[Interface markup and scripts]

(begin)

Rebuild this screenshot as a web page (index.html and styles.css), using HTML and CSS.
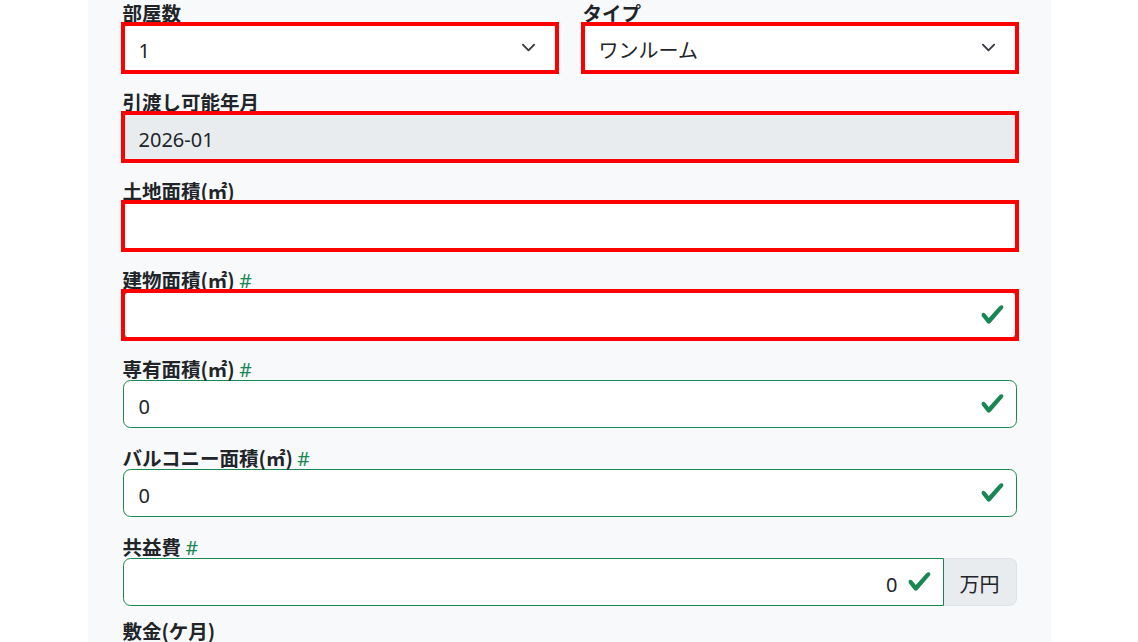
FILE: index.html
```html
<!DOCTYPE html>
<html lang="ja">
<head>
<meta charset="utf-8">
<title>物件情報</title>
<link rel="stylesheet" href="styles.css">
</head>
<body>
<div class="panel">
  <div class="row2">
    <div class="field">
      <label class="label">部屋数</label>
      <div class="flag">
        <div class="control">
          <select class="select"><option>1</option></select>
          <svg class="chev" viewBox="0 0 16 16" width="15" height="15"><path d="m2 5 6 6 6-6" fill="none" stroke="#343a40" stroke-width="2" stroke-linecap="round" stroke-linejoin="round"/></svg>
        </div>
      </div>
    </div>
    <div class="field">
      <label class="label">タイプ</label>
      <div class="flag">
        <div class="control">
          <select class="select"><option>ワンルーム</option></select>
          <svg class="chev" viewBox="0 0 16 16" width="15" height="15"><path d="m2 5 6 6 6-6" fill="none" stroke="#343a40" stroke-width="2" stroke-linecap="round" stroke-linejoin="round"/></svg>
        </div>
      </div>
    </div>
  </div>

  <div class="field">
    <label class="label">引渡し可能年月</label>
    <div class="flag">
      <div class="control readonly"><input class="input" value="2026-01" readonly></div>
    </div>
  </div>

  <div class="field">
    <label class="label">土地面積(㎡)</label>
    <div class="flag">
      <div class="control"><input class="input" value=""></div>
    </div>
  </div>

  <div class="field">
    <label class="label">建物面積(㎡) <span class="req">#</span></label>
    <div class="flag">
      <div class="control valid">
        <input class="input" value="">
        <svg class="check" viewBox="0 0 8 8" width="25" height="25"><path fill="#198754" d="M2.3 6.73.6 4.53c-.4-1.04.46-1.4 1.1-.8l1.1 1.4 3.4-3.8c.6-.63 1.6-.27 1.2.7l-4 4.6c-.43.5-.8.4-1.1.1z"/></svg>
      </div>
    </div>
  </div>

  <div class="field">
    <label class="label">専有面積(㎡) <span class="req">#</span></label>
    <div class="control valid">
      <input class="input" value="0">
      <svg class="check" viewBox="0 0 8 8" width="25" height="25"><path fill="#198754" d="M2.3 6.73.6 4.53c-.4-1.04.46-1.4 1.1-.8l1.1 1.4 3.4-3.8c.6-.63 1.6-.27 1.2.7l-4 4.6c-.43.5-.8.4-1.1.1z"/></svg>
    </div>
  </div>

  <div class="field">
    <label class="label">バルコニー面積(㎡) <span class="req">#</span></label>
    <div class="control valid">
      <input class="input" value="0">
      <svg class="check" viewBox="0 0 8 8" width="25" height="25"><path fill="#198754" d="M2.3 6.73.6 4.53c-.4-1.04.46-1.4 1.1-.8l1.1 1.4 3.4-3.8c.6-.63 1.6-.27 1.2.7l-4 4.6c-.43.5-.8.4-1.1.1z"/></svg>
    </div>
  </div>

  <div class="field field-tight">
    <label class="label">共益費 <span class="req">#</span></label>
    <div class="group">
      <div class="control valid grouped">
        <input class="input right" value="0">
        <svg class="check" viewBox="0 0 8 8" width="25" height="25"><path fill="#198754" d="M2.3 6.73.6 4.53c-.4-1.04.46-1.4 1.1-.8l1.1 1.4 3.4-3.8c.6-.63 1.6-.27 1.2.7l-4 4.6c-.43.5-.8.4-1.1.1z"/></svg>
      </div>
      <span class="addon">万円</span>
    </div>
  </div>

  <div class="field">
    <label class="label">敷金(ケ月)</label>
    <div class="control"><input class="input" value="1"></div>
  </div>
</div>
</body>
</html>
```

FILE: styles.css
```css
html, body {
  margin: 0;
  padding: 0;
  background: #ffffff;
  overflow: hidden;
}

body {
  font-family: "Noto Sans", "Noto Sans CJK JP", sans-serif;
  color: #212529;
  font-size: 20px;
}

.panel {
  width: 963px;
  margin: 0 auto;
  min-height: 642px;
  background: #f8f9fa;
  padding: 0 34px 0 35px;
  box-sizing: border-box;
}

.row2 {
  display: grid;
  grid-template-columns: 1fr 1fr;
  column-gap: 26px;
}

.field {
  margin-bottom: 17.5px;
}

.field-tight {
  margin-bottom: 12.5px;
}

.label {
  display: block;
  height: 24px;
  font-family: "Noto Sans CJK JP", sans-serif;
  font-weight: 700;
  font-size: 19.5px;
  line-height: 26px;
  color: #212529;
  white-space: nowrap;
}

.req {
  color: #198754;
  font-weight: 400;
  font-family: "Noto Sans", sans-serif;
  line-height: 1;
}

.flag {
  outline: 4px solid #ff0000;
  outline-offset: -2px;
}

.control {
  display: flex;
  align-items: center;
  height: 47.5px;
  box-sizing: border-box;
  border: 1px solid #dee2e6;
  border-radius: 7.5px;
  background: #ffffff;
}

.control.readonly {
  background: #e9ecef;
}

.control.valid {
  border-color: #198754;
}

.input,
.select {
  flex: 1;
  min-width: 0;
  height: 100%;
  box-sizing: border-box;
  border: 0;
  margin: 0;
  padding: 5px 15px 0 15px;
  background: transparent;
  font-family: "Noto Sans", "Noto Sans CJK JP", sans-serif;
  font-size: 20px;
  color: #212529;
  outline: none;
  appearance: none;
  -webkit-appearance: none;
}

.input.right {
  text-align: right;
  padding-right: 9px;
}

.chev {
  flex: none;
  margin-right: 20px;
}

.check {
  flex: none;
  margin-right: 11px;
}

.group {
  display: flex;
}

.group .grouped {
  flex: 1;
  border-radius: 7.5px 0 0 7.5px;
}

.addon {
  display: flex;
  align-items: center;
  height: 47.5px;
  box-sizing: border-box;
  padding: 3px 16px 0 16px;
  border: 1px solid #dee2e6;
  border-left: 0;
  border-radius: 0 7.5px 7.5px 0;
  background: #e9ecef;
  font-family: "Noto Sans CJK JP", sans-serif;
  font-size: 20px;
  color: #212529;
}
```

(end)
(begin)

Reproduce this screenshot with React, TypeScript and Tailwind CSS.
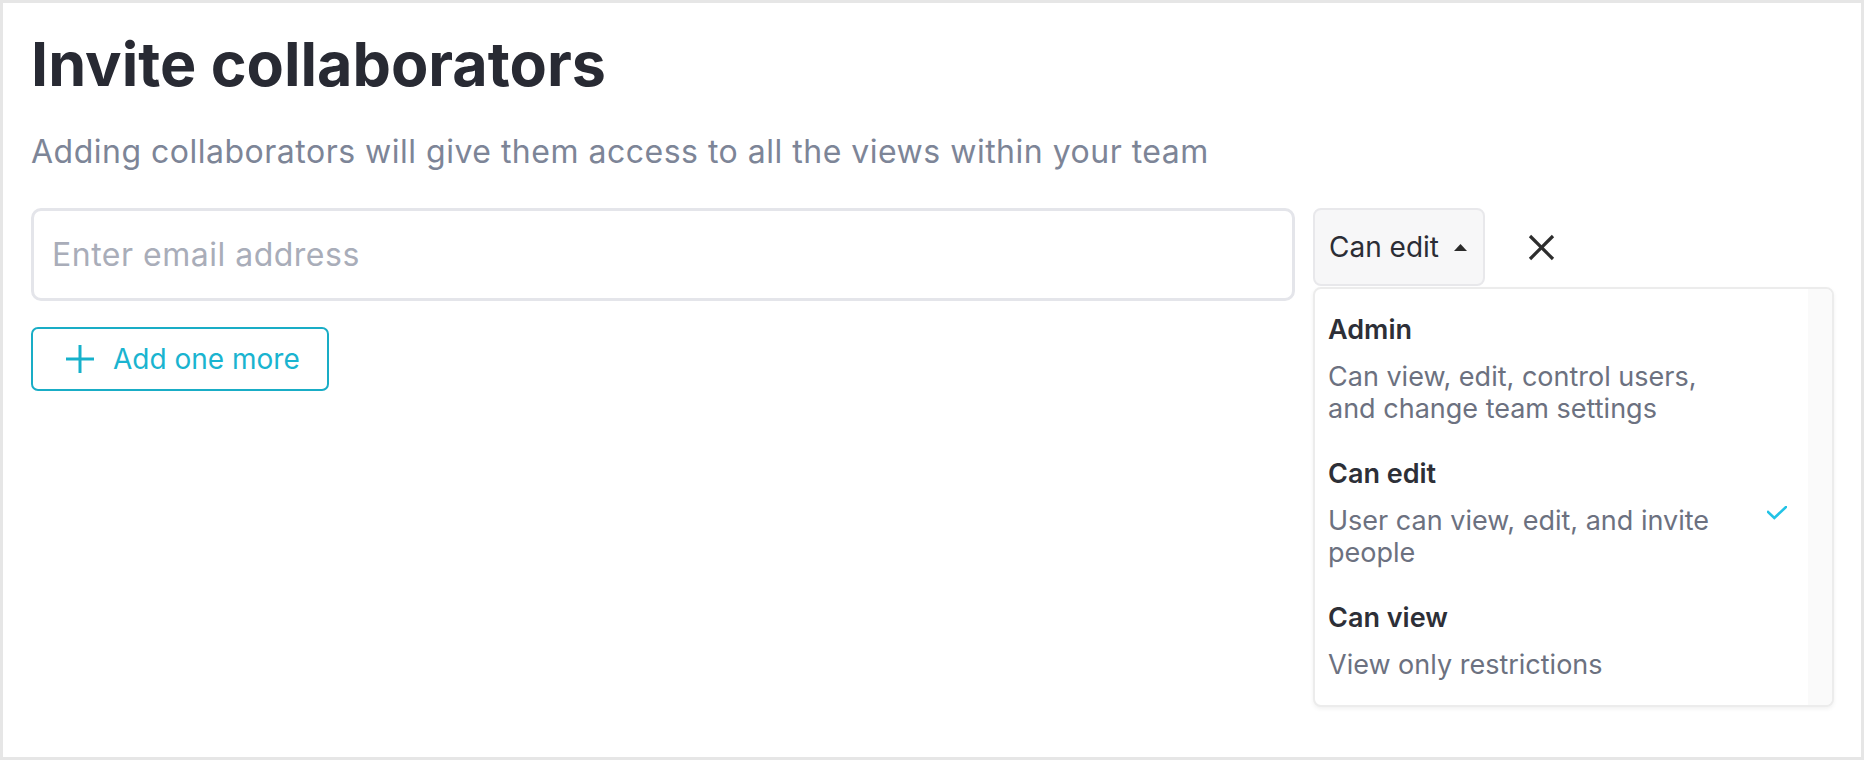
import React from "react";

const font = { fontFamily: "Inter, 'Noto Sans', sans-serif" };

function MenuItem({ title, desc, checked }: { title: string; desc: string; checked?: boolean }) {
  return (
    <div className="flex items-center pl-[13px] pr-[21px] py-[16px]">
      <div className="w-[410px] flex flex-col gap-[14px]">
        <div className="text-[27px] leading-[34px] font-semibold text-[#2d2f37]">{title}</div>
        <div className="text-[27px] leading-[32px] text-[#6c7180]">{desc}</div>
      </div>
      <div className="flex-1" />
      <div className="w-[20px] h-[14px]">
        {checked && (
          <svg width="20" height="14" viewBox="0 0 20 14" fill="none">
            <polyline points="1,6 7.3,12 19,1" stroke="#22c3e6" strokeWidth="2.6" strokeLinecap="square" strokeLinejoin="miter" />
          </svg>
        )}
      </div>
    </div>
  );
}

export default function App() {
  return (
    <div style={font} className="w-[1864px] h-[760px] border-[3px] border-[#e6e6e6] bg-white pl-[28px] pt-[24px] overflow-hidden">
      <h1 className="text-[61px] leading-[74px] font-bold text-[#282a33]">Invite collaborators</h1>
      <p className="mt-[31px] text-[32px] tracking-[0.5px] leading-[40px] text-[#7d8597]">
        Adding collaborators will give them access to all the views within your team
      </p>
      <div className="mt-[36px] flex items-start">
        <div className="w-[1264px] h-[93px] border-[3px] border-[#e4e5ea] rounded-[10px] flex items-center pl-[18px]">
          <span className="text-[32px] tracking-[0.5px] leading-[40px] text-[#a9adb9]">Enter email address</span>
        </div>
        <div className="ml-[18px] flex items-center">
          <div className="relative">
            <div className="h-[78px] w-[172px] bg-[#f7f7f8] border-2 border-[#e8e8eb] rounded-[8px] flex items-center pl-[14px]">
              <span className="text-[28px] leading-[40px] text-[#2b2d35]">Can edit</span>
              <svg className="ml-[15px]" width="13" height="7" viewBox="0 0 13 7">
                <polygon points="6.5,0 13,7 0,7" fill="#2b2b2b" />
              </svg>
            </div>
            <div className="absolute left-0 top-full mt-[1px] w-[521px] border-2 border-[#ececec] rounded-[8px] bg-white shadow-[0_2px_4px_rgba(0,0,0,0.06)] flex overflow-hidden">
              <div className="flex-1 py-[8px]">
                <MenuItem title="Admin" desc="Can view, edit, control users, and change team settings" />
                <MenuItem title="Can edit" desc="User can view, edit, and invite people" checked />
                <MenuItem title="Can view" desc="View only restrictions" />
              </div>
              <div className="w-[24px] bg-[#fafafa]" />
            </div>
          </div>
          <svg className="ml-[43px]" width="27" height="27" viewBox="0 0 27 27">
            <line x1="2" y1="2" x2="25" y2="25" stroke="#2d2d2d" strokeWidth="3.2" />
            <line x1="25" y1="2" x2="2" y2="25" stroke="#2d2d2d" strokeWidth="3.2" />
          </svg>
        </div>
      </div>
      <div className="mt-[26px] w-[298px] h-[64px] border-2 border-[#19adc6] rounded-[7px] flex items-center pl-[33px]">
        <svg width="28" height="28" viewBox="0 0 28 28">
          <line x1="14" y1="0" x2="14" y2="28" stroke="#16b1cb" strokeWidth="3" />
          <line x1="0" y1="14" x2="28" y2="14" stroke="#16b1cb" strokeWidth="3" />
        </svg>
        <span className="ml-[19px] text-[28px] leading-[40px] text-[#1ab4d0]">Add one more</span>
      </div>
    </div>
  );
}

(end)
(begin)

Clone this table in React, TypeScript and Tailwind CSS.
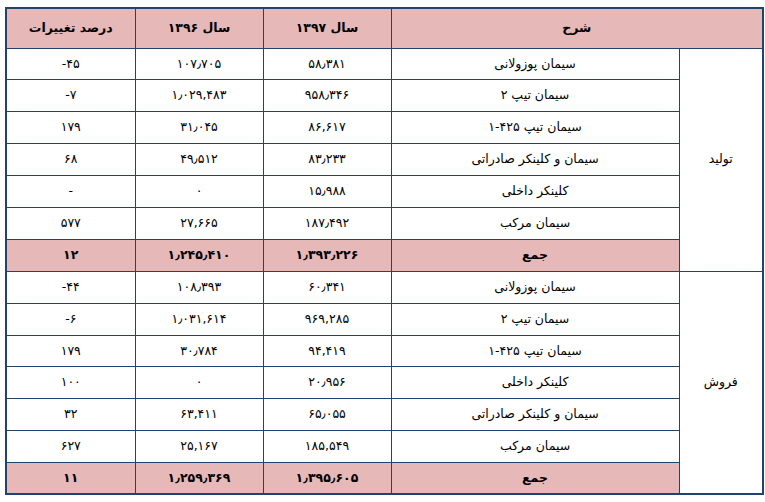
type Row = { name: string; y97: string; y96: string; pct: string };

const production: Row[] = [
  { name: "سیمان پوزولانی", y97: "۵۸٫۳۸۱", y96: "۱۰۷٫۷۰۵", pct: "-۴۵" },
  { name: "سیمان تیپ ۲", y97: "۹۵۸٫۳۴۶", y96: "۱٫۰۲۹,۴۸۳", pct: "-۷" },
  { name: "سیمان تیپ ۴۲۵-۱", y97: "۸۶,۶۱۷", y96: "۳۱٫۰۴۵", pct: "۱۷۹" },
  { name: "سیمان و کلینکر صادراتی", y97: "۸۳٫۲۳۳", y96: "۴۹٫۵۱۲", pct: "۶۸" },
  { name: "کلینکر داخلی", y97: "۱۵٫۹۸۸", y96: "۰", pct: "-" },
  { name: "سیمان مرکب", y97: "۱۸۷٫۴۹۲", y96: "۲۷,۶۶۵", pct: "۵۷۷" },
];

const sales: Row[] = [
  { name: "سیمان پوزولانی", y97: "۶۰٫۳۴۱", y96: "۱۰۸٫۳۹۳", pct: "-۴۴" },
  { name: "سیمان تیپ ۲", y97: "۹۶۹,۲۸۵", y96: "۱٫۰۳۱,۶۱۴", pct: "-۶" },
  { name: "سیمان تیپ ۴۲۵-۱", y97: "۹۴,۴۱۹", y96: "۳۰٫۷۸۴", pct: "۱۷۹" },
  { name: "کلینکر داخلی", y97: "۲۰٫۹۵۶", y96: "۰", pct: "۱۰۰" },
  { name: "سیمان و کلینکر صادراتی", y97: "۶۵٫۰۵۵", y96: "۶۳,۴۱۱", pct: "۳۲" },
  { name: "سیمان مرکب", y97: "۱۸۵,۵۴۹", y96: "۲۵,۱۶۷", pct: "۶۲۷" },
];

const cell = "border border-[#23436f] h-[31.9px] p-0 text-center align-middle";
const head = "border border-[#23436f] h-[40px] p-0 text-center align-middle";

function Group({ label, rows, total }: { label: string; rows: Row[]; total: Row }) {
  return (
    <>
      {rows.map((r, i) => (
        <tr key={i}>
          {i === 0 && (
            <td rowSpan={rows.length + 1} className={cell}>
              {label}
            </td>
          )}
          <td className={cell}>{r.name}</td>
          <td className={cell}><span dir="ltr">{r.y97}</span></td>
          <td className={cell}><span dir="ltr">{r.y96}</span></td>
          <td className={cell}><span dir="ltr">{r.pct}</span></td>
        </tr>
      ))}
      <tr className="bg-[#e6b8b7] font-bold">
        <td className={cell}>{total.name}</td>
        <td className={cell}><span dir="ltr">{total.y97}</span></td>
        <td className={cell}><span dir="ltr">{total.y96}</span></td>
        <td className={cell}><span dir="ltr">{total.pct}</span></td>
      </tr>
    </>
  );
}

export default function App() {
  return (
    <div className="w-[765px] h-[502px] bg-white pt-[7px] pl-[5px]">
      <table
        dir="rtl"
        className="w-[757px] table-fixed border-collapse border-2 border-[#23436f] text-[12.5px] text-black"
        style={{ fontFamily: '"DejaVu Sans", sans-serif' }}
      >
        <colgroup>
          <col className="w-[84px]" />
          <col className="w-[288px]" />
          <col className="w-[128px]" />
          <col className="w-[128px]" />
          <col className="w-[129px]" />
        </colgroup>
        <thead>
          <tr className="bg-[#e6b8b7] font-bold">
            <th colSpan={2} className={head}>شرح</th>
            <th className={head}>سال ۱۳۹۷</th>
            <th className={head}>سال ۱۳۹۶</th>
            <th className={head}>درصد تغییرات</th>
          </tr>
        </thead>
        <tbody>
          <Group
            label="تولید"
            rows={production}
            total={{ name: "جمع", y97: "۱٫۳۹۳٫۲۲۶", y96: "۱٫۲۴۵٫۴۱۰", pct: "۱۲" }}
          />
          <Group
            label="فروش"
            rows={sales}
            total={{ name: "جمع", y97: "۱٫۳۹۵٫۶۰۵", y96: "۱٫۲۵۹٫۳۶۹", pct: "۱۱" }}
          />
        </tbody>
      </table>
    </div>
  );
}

(end)

» THE PROBLEM
Repeat exactly the stretch of lines that opens with the line containing "Clone this table" and closes with the line containing "border-[#23436f] h-[40px] p-0". Leave the pictures out, and add nothing.

» CORRECT RESULT
Clone this table in React, TypeScript and Tailwind CSS.
type Row = { name: string; y97: string; y96: string; pct: string };

const production: Row[] = [
  { name: "سیمان پوزولانی", y97: "۵۸٫۳۸۱", y96: "۱۰۷٫۷۰۵", pct: "-۴۵" },
  { name: "سیمان تیپ ۲", y97: "۹۵۸٫۳۴۶", y96: "۱٫۰۲۹,۴۸۳", pct: "-۷" },
  { name: "سیمان تیپ ۴۲۵-۱", y97: "۸۶,۶۱۷", y96: "۳۱٫۰۴۵", pct: "۱۷۹" },
  { name: "سیمان و کلینکر صادراتی", y97: "۸۳٫۲۳۳", y96: "۴۹٫۵۱۲", pct: "۶۸" },
  { name: "کلینکر داخلی", y97: "۱۵٫۹۸۸", y96: "۰", pct: "-" },
  { name: "سیمان مرکب", y97: "۱۸۷٫۴۹۲", y96: "۲۷,۶۶۵", pct: "۵۷۷" },
];

const sales: Row[] = [
  { name: "سیمان پوزولانی", y97: "۶۰٫۳۴۱", y96: "۱۰۸٫۳۹۳", pct: "-۴۴" },
  { name: "سیمان تیپ ۲", y97: "۹۶۹,۲۸۵", y96: "۱٫۰۳۱,۶۱۴", pct: "-۶" },
  { name: "سیمان تیپ ۴۲۵-۱", y97: "۹۴,۴۱۹", y96: "۳۰٫۷۸۴", pct: "۱۷۹" },
  { name: "کلینکر داخلی", y97: "۲۰٫۹۵۶", y96: "۰", pct: "۱۰۰" },
  { name: "سیمان و کلینکر صادراتی", y97: "۶۵٫۰۵۵", y96: "۶۳,۴۱۱", pct: "۳۲" },
  { name: "سیمان مرکب", y97: "۱۸۵,۵۴۹", y96: "۲۵,۱۶۷", pct: "۶۲۷" },
];

const cell = "border border-[#23436f] h-[31.9px] p-0 text-center align-middle";
const head = "border border-[#23436f] h-[40px] p-0 text-center align-middle";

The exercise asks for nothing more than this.